[Rows from a dataset]

(begin)

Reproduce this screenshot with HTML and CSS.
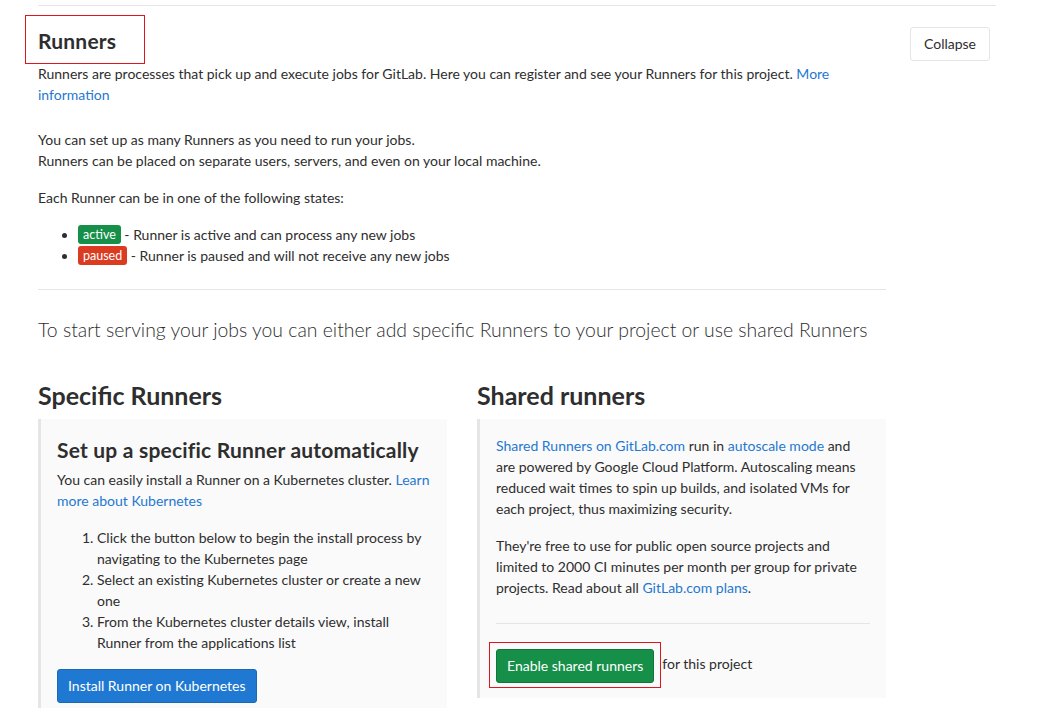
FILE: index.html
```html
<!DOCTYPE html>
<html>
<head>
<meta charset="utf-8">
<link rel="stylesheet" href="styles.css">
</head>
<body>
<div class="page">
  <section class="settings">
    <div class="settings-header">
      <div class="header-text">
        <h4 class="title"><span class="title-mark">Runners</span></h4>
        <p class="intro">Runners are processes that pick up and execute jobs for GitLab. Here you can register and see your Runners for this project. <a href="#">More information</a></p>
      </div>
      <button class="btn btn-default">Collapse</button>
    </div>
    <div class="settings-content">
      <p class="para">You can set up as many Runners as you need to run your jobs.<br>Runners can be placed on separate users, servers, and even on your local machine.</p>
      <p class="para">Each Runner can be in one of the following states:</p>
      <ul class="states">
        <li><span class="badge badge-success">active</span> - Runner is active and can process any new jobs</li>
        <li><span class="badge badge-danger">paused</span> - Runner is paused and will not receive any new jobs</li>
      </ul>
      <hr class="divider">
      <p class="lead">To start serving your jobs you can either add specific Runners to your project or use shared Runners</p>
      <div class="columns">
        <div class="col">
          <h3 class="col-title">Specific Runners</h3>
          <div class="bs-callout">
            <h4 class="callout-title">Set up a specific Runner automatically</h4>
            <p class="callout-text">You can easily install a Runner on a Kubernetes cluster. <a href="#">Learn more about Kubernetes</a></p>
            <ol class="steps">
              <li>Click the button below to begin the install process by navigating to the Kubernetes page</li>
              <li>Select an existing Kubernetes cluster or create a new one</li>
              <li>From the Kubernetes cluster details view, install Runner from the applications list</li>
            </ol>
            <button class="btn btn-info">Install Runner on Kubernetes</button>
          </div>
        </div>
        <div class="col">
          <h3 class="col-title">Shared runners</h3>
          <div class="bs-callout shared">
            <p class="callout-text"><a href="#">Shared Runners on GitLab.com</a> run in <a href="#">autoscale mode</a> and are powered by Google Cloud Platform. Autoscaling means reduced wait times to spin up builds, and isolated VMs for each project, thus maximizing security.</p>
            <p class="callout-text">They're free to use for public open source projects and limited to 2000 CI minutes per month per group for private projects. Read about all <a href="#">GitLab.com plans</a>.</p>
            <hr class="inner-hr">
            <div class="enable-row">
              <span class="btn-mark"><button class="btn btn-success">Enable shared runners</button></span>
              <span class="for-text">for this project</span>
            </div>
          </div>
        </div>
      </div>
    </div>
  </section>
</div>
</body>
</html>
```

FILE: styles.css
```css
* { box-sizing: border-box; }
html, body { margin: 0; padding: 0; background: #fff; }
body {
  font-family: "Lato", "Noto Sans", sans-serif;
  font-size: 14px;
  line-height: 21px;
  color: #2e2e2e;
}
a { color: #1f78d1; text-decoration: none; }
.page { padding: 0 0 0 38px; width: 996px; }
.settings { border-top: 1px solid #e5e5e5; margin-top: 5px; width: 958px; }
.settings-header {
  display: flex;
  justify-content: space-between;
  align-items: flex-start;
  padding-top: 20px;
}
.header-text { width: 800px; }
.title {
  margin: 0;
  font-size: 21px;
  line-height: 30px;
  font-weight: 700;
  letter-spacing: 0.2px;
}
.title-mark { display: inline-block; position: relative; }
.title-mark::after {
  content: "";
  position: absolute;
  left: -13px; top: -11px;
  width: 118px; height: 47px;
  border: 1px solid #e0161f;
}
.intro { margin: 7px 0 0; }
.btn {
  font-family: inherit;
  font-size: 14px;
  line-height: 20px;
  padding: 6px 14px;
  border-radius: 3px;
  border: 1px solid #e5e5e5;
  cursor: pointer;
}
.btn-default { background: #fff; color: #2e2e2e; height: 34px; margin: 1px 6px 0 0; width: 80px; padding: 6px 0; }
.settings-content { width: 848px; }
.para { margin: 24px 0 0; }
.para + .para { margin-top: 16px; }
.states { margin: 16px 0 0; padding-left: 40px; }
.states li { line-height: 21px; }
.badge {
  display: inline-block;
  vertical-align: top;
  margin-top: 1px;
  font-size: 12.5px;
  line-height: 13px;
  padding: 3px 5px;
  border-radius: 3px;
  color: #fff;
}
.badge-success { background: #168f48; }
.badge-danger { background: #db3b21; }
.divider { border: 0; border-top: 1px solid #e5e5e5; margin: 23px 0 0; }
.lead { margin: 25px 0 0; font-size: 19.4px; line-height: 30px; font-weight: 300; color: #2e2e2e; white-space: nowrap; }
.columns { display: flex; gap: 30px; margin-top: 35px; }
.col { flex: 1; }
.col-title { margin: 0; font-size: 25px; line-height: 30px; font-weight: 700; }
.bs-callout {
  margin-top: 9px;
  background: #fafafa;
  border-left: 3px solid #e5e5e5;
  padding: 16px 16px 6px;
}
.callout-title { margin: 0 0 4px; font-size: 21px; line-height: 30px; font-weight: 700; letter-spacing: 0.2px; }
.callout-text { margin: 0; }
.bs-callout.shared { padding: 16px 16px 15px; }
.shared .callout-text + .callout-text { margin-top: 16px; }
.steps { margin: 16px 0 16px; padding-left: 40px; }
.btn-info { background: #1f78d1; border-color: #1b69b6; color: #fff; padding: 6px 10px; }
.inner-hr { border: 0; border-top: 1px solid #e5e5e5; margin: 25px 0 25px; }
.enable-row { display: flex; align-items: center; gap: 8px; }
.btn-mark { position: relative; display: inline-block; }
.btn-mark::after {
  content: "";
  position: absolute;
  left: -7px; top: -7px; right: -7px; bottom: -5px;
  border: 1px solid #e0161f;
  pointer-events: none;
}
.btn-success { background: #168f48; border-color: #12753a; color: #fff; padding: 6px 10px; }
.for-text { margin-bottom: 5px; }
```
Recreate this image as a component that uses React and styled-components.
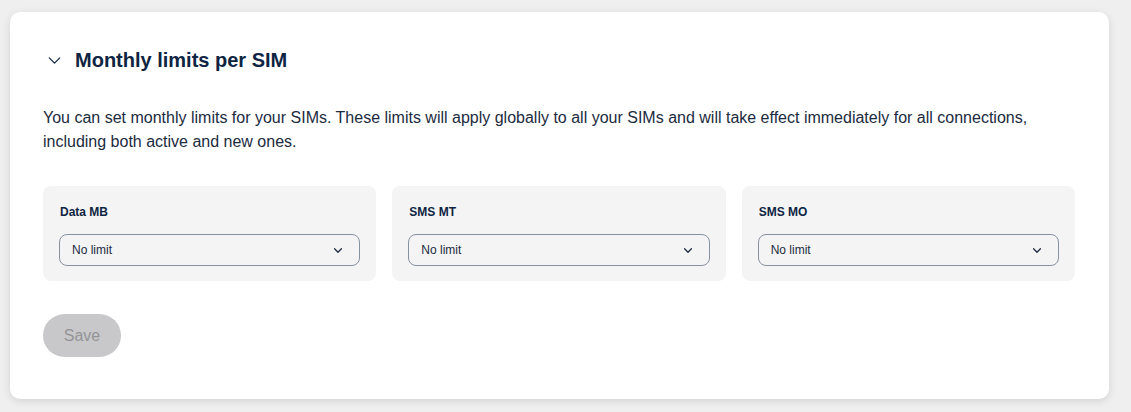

(end)

Reproduce each entry precisely, dropping only the pictures.

_WRITTEN SOLUTION_.
Reproduce this screenshot with HTML and CSS.
FILE: index.html
```html
<!DOCTYPE html>
<html>
<head>
<meta charset="utf-8">
<link rel="stylesheet" href="styles.css">
</head>
<body>
<div class="page">
  <section class="settings">
    <div class="settings-header">
      <div class="header-text">
        <h4 class="title"><span class="title-mark">Runners</span></h4>
        <p class="intro">Runners are processes that pick up and execute jobs for GitLab. Here you can register and see your Runners for this project. <a href="#">More information</a></p>
      </div>
      <button class="btn btn-default">Collapse</button>
    </div>
    <div class="settings-content">
      <p class="para">You can set up as many Runners as you need to run your jobs.<br>Runners can be placed on separate users, servers, and even on your local machine.</p>
      <p class="para">Each Runner can be in one of the following states:</p>
      <ul class="states">
        <li><span class="badge badge-success">active</span> - Runner is active and can process any new jobs</li>
        <li><span class="badge badge-danger">paused</span> - Runner is paused and will not receive any new jobs</li>
      </ul>
      <hr class="divider">
      <p class="lead">To start serving your jobs you can either add specific Runners to your project or use shared Runners</p>
      <div class="columns">
        <div class="col">
          <h3 class="col-title">Specific Runners</h3>
          <div class="bs-callout">
            <h4 class="callout-title">Set up a specific Runner automatically</h4>
            <p class="callout-text">You can easily install a Runner on a Kubernetes cluster. <a href="#">Learn more about Kubernetes</a></p>
            <ol class="steps">
              <li>Click the button below to begin the install process by navigating to the Kubernetes page</li>
              <li>Select an existing Kubernetes cluster or create a new one</li>
              <li>From the Kubernetes cluster details view, install Runner from the applications list</li>
            </ol>
            <button class="btn btn-info">Install Runner on Kubernetes</button>
          </div>
        </div>
        <div class="col">
          <h3 class="col-title">Shared runners</h3>
          <div class="bs-callout shared">
            <p class="callout-text"><a href="#">Shared Runners on GitLab.com</a> run in <a href="#">autoscale mode</a> and are powered by Google Cloud Platform. Autoscaling means reduced wait times to spin up builds, and isolated VMs for each project, thus maximizing security.</p>
            <p class="callout-text">They're free to use for public open source projects and limited to 2000 CI minutes per month per group for private projects. Read about all <a href="#">GitLab.com plans</a>.</p>
            <hr class="inner-hr">
            <div class="enable-row">
              <span class="btn-mark"><button class="btn btn-success">Enable shared runners</button></span>
              <span class="for-text">for this project</span>
            </div>
          </div>
        </div>
      </div>
    </div>
  </section>
</div>
</body>
</html>
```

FILE: styles.css
```css
* { box-sizing: border-box; }
html, body { margin: 0; padding: 0; background: #fff; }
body {
  font-family: "Lato", "Noto Sans", sans-serif;
  font-size: 14px;
  line-height: 21px;
  color: #2e2e2e;
}
a { color: #1f78d1; text-decoration: none; }
.page { padding: 0 0 0 38px; width: 996px; }
.settings { border-top: 1px solid #e5e5e5; margin-top: 5px; width: 958px; }
.settings-header {
  display: flex;
  justify-content: space-between;
  align-items: flex-start;
  padding-top: 20px;
}
.header-text { width: 800px; }
.title {
  margin: 0;
  font-size: 21px;
  line-height: 30px;
  font-weight: 700;
  letter-spacing: 0.2px;
}
.title-mark { display: inline-block; position: relative; }
.title-mark::after {
  content: "";
  position: absolute;
  left: -13px; top: -11px;
  width: 118px; height: 47px;
  border: 1px solid #e0161f;
}
.intro { margin: 7px 0 0; }
.btn {
  font-family: inherit;
  font-size: 14px;
  line-height: 20px;
  padding: 6px 14px;
  border-radius: 3px;
  border: 1px solid #e5e5e5;
  cursor: pointer;
}
.btn-default { background: #fff; color: #2e2e2e; height: 34px; margin: 1px 6px 0 0; width: 80px; padding: 6px 0; }
.settings-content { width: 848px; }
.para { margin: 24px 0 0; }
.para + .para { margin-top: 16px; }
.states { margin: 16px 0 0; padding-left: 40px; }
.states li { line-height: 21px; }
.badge {
  display: inline-block;
  vertical-align: top;
  margin-top: 1px;
  font-size: 12.5px;
  line-height: 13px;
  padding: 3px 5px;
  border-radius: 3px;
  color: #fff;
}
.badge-success { background: #168f48; }
.badge-danger { background: #db3b21; }
.divider { border: 0; border-top: 1px solid #e5e5e5; margin: 23px 0 0; }
.lead { margin: 25px 0 0; font-size: 19.4px; line-height: 30px; font-weight: 300; color: #2e2e2e; white-space: nowrap; }
.columns { display: flex; gap: 30px; margin-top: 35px; }
.col { flex: 1; }
.col-title { margin: 0; font-size: 25px; line-height: 30px; font-weight: 700; }
.bs-callout {
  margin-top: 9px;
  background: #fafafa;
  border-left: 3px solid #e5e5e5;
  padding: 16px 16px 6px;
}
.callout-title { margin: 0 0 4px; font-size: 21px; line-height: 30px; font-weight: 700; letter-spacing: 0.2px; }
.callout-text { margin: 0; }
.bs-callout.shared { padding: 16px 16px 15px; }
.shared .callout-text + .callout-text { margin-top: 16px; }
.steps { margin: 16px 0 16px; padding-left: 40px; }
.btn-info { background: #1f78d1; border-color: #1b69b6; color: #fff; padding: 6px 10px; }
.inner-hr { border: 0; border-top: 1px solid #e5e5e5; margin: 25px 0 25px; }
.enable-row { display: flex; align-items: center; gap: 8px; }
.btn-mark { position: relative; display: inline-block; }
.btn-mark::after {
  content: "";
  position: absolute;
  left: -7px; top: -7px; right: -7px; bottom: -5px;
  border: 1px solid #e0161f;
  pointer-events: none;
}
.btn-success { background: #168f48; border-color: #12753a; color: #fff; padding: 6px 10px; }
.for-text { margin-bottom: 5px; }
```
Recreate this image as a component that uses React and styled-components.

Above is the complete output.